R. Polk Wagner, a University of Pennsylvania law professor who specializes in intellectual property, says the proposed Induce Act may be well-intentioned, but could have unintended consequences. “Even if we all understood that this is not intended to go after the iPod, let’s think about somebody creating a new product or service that’s not quite an MP3 player or something on the market now. There would be the question, ‘Am I going to run afoul of the law that is vaguely written and if the recording industry gets mad at me can it come after me?'”
Wagner generally supports the recording industry in its efforts to protect copyrights, but says the Induce Act’s intent to target technologies is troublesome. “Any time you try to lock in a legal scheme and actually define technologies and services, you are going to end up with a disaster.” He points out that the theory of extended liability has been used before, most notably in shutting down the original Napster. “Napster itself was not infringing. It was facilitating its users to engage in infringement. The company knew this was what its users were doing and the courts held it had the ability to control” that.
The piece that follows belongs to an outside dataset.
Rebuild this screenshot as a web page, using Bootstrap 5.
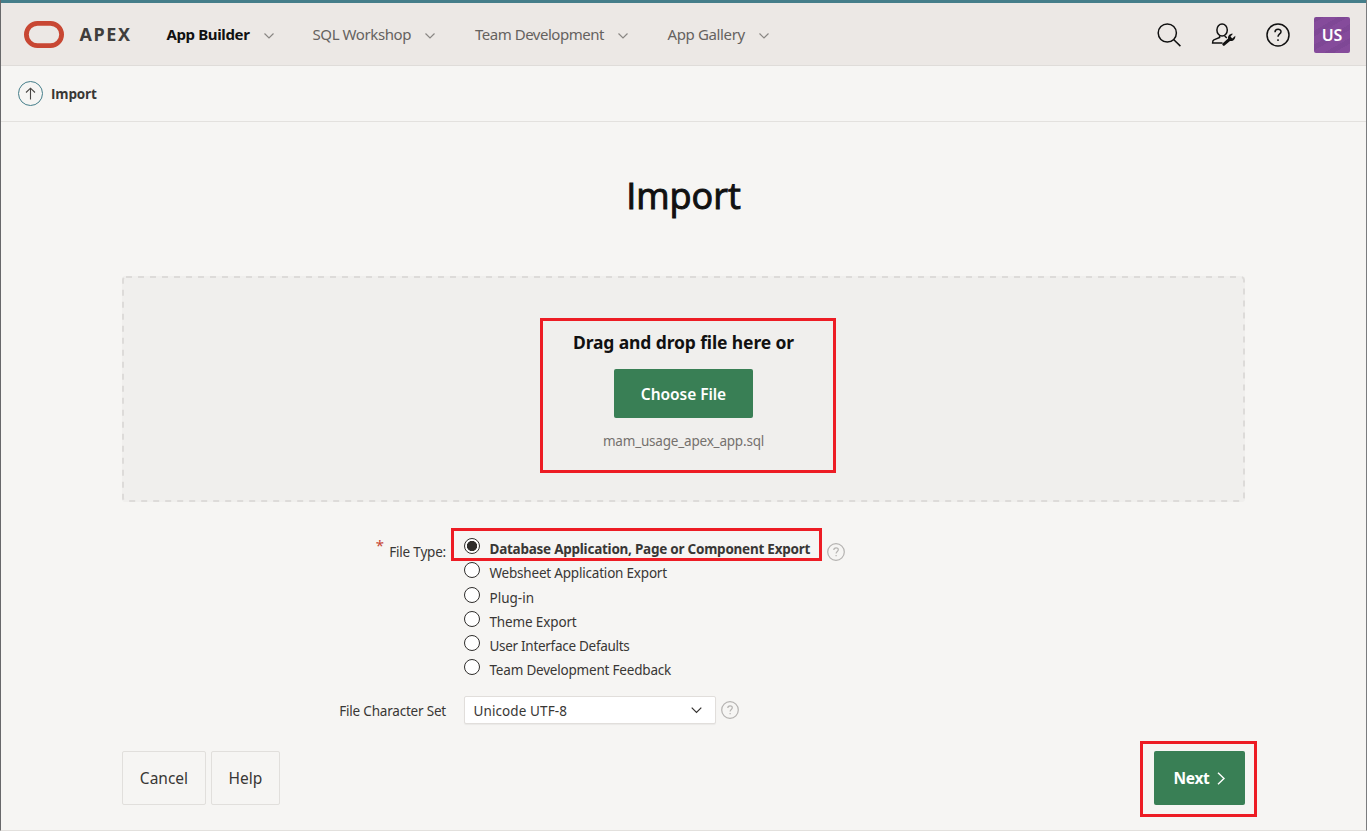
<!DOCTYPE html>
<html lang="en">
<head>
<meta charset="utf-8">
<title>Import</title>
<meta name="viewport" content="width=device-width, initial-scale=1">
<link href="https://cdn.jsdelivr.net/npm/bootstrap@5.3.0/dist/css/bootstrap.min.css" rel="stylesheet">
<script src="https://cdn.jsdelivr.net/npm/bootstrap@5.3.0/dist/js/bootstrap.bundle.min.js" defer></script>
<style>
  body { font-family: "Noto Sans", "Open Sans", sans-serif; font-size: 13.5px; letter-spacing: -.2px; line-height: 20px; color: #393735; background: #fff; height: 833px; overflow: hidden; }
  svg { display: block; flex: none; overflow: visible; }
  .app-shell { height: 831px; background: #f6f5f3; border-left: 1px solid #68686a; border-right: 1px solid #7b7c7e; border-bottom: 1px solid #e2e0dd; }
  .app-header { height: 66px; background: #ece8e5; border-top: 3px solid #457e8a; border-bottom: 1px solid #dfdcd9; padding: 0 16px 0 23px; flex-wrap: nowrap; }
  .brand-name { font-size: 18px; font-weight: 700; letter-spacing: 1.6px; margin-left: 15.5px; width: 87px; color: #403e3c; }
  .menu-link { font-size: 15px; color: #65625f; line-height: 20px; white-space: nowrap; }
  .menu-link svg { margin: 3px 0 0 14px; }
  .menu-link.current { font-weight: 700; color: #111; }
  .menu-app { width: 146px; letter-spacing: -.37px; }
  .menu-sql { width: 162.5px; letter-spacing: -.4px; }
  .menu-team { width: 192.5px; letter-spacing: -.48px; }
  .menu-gallery { letter-spacing: -.37px; }
  .tools { padding-top: 1px; margin-bottom: -1px; }
  .avatar { width: 36px; height: 36px; border-radius: 2px; color: #fff; font-size: 16px; font-weight: 600;
    background: repeating-linear-gradient(150deg, rgba(93,51,121,.16) 0 5px, transparent 5px 12px), #854b9b; }
  .crumbs { height: 56px; border-bottom: 1px solid #e3e1de; padding-left: 17px; }
  .crumb-title { font: 700 13.5px/20px "Open Sans", sans-serif; letter-spacing: -.15px; margin-left: 8px; }
  .page-title { font: 400 36px/44px "Open Sans", sans-serif; letter-spacing: 0; color: #111; -webkit-text-stroke: 1px #111; margin-top: 52px; }
  .wizard { margin: 0 121px; }
  .dropzone { height: 226px; background: #f0efed; border-radius: 3px; margin-top: 58px; padding-top: 54px; }
  .dropzone > svg { position: absolute; inset: 0; }
  .drop-hint { font-size: 17.5px; font-weight: 700; letter-spacing: -.12px; line-height: 24px; color: #111; }
  .btn { --bs-btn-font-family: inherit; border-radius: 2px; letter-spacing: 0; padding: 2px 0 0; }
  .btn-hot { background: #397f55; color: #fff; font-weight: 600; }
  .btn-choose { width: 139px; height: 49px; font-size: 15.5px; letter-spacing: -.05px; margin-top: 15px; }
  .file-name { color: #75716d; margin-top: 13px; }
  .field-label { width: 324px; text-align: right; margin-right: 18px; }
  .required-mark { color: #c74634; font-size: 15px; line-height: 6px; margin-right: 2px; vertical-align: top; }
  .choice { height: 24.25px; }
  .choice .form-check-input { width: 16px; height: 16px; margin: 3px 9.5px 0 0; float: none; border: 1px solid #302e2c; background-color: #fff; flex: none; }
  .choice .form-check-input:checked { background: radial-gradient(circle, #302e2c 0 4.8px, #fff 5.4px); }
  .choice label { margin-top: 4px; }
  .charset { width: 252px; height: 28px; border-radius: 2px; border: 1px solid #e1dedb; box-shadow: 0 1px 1px rgba(0,0,0,.05); background: #fff; padding: 0 13px 0 8.5px; letter-spacing: .1px; }
  .text-drop { padding-top: 2px; }
  .btn-plain { height: 54px; border: 1px solid #e1dfdc; color: #393735; font-size: 15.5px; }
  .btn-next { width: 91px; height: 54px; font-size: 15.5px; letter-spacing: -.35px; padding: 0 0 0; }
  .callout { position: absolute; border: 3px solid #ed1c24; pointer-events: none; }
</style>
</head>
<body>
<div class="app-shell d-flex flex-column">
  <header class="app-header navbar d-flex align-items-center">
    <div class="d-flex align-items-center">
      <svg width="40" height="27" viewBox="0 0 40 27"><rect x="2.4" y="2.4" width="35.2" height="22.2" rx="11.1" fill="none" stroke="#c84733" stroke-width="4.8"/></svg>
      <span class="brand-name">APEX</span>
      <nav class="d-flex">
        <a class="menu-link menu-app current d-flex align-items-center text-decoration-none">App Builder<svg width="10" height="6" viewBox="0 0 10 6"><path d="M.5.5 5 5 9.5.5" fill="none" stroke="#8a8784" stroke-width="1.2"/></svg></a>
        <a class="menu-link menu-sql d-flex align-items-center text-decoration-none">SQL Workshop<svg width="10" height="6" viewBox="0 0 10 6"><path d="M.5.5 5 5 9.5.5" fill="none" stroke="#8a8784" stroke-width="1.2"/></svg></a>
        <a class="menu-link menu-team d-flex align-items-center text-decoration-none">Team Development<svg width="10" height="6" viewBox="0 0 10 6"><path d="M.5.5 5 5 9.5.5" fill="none" stroke="#8a8784" stroke-width="1.2"/></svg></a>
        <a class="menu-link menu-gallery d-flex align-items-center text-decoration-none">App Gallery<svg width="10" height="6" viewBox="0 0 10 6"><path d="M.5.5 5 5 9.5.5" fill="none" stroke="#8a8784" stroke-width="1.2"/></svg></a>
      </nav>
    </div>
    <div class="tools d-flex align-items-center">
      <svg width="24" height="24" viewBox="0 0 24 24" fill="none" stroke="#111" stroke-width="1.5"><circle cx="10.3" cy="10" r="9.1"/><path d="m16.6 16.5 6.8 6.6"/></svg>
      <svg class="ms-4" width="36" height="24" viewBox="-6.8 0 36 24" fill="none" stroke="#111" stroke-width="1.5"><ellipse cx="10.3" cy="7" rx="5.2" ry="6"/><path d="M7.8 12.8v1.6l-5.7 2.5C.9 17.5.8 18.2.8 20h9.9M12.8 13l2.2 1.8"/><path d="M23.5 12.8l-3.1 2.6-1.7-1.8 2.5-2.8c-2.8-.6-5.5 1.8-4.9 4.8L10.7 20.5c-.9.9.9 3.2 2.1 2.1l5.4-4.6c2.9.7 5.7-1.9 5.3-5.2z" fill="#111" stroke="none"/></svg>
      <svg style="margin-left:25px" width="24" height="24" viewBox="0 0 24 24" fill="none" stroke="#111" stroke-width="1.5"><circle cx="12" cy="12" r="11"/><path d="M9 9.2c.1-3.8 6-3.8 6-.5 0 2.3-3 2.2-3 5.1M12 16.3v1.6"/></svg>
      <div class="avatar d-flex align-items-center justify-content-center ms-4">US</div>
    </div>
  </header>

  <div class="crumbs d-flex align-items-center">
    <svg width="25" height="25" viewBox="0 0 25 25" fill="none"><circle cx="12.5" cy="12.5" r="12" stroke="#457e8a"/><path d="M12.5 18.5v-11M8 11.5l4.5-4.3 4.5 4.3" stroke="#484543" stroke-width="1.1"/></svg>
    <span class="crumb-title">Import</span>
  </div>

  <main class="wizard">
    <h1 class="page-title text-center mb-0">Import</h1>

    <section class="dropzone position-relative d-flex flex-column align-items-center">
      <svg width="100%" height="100%"><rect x="1" y="1" width="1121" height="224" rx="3" fill="none" stroke="#dddbd9" stroke-width="2" stroke-dasharray="6 6"/></svg>
      <div class="drop-hint">Drag and drop file here or</div>
      <button class="btn btn-hot btn-choose">Choose File</button>
      <div class="file-name">mam_usage_apex_app.sql</div>
      <div class="callout" style="left:418px;top:42px;width:296px;height:155px"></div>
    </section>

    <div class="d-flex" style="margin-top:33px">
      <div class="field-label" style="padding-top:7px"><span class="required-mark">*</span> File Type:</div>
      <div class="position-relative">
        <div class="choice d-flex"><input class="form-check-input" type="radio" name="ft" id="f1" checked><label class="fw-bold" for="f1" style="letter-spacing:-.245px">Database Application, Page or Component Export</label></div>
        <div class="choice d-flex"><input class="form-check-input" type="radio" name="ft" id="f2"><label for="f2">Websheet Application Export</label></div>
        <div class="choice d-flex"><input class="form-check-input" type="radio" name="ft" id="f3"><label for="f3" style="letter-spacing:0">Plug-in</label></div>
        <div class="choice d-flex"><input class="form-check-input" type="radio" name="ft" id="f4"><label for="f4" style="letter-spacing:-.14px">Theme Export</label></div>
        <div class="choice d-flex"><input class="form-check-input" type="radio" name="ft" id="f5"><label for="f5" style="letter-spacing:-.29px">User Interface Defaults</label></div>
        <div class="choice d-flex"><input class="form-check-input" type="radio" name="ft" id="f6"><label for="f6">Team Development Feedback</label></div>
        <div class="callout" style="left:-13px;top:-7px;width:371px;height:33px"></div>
      </div>
      <svg style="margin:8px 0 0 16.5px" width="18" height="18" viewBox="0 0 18 18" fill="none" stroke="#b5b3b1" stroke-width="1.2"><circle cx="9" cy="9" r="8.3"/><path d="M6.8 7.1c.1-3 4.5-2.9 4.5-.3 0 1.7-2.2 1.6-2.2 3.7M9.1 12.1v1.2"/></svg>
    </div>

    <div class="d-flex align-items-center" style="margin-top:15.5px">
      <label class="field-label text-drop" for="cs">File Character Set</label>
      <div class="charset d-flex align-items-center justify-content-between" id="cs" role="combobox"><span class="text-drop">Unicode UTF-8</span><svg width="11" height="7" viewBox="0 0 11 7"><path d="M.7.7 5.5 5.5 10.3.7" fill="none" stroke="#33312f" stroke-width="1.2"/></svg></div>
      <svg style="margin-left:5px" width="18" height="18" viewBox="0 0 18 18" fill="none" stroke="#b5b3b1" stroke-width="1.2"><circle cx="9" cy="9" r="8.3"/><path d="M6.8 7.1c.1-3 4.5-2.9 4.5-.3 0 1.7-2.2 1.6-2.2 3.7M9.1 12.1v1.2"/></svg>
    </div>

    <footer class="d-flex" style="margin-top:27px">
      <button class="btn btn-plain" style="width:84px">Cancel</button>
      <button class="btn btn-plain" style="width:69px;margin-left:5px">Help</button>
      <div class="position-relative ms-auto">
        <button class="btn btn-hot btn-next fw-bold d-flex align-items-center justify-content-center gap-2"><span class="text-drop">Next</span><svg width="8" height="13" viewBox="0 0 8 13"><path d="m1 .7 6 5.8-6 5.8" fill="none" stroke="#fff" stroke-width="1.4"/></svg></button>
        <div class="callout" style="left:-14px;top:-10px;width:117px;height:76px"></div>
      </div>
    </footer>
  </main>
</div>
</body>
</html>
Gunmakers, he says, also have been challenged for being indirectly liable for crimes committed using a firearm. “A lot of people have concerns of underlying liability. The concern is it can turn into open-ended liability for a lot of companies. The decisions can get very random and may be based, not on the actual cases, but on whether people like the individuals involved or not.”
Fader points out that the Induce Act has not seen any action in the House of Representatives and is running out of time in the current session of Congress. “At this point it’s more symbolic,” something to give industry patrons a chance to say they are right, he suggests. Verizon’s Deutsch, however, remains worried that the legislation could find its way into a larger package of intellectual property bills, or be attached to some completely different, essential legislation, such as homeland security or appropriations. “The concern,” she says, is that “they might sneak this language into an appropriations bill with no floor vote, and bypass the whole legislative process.”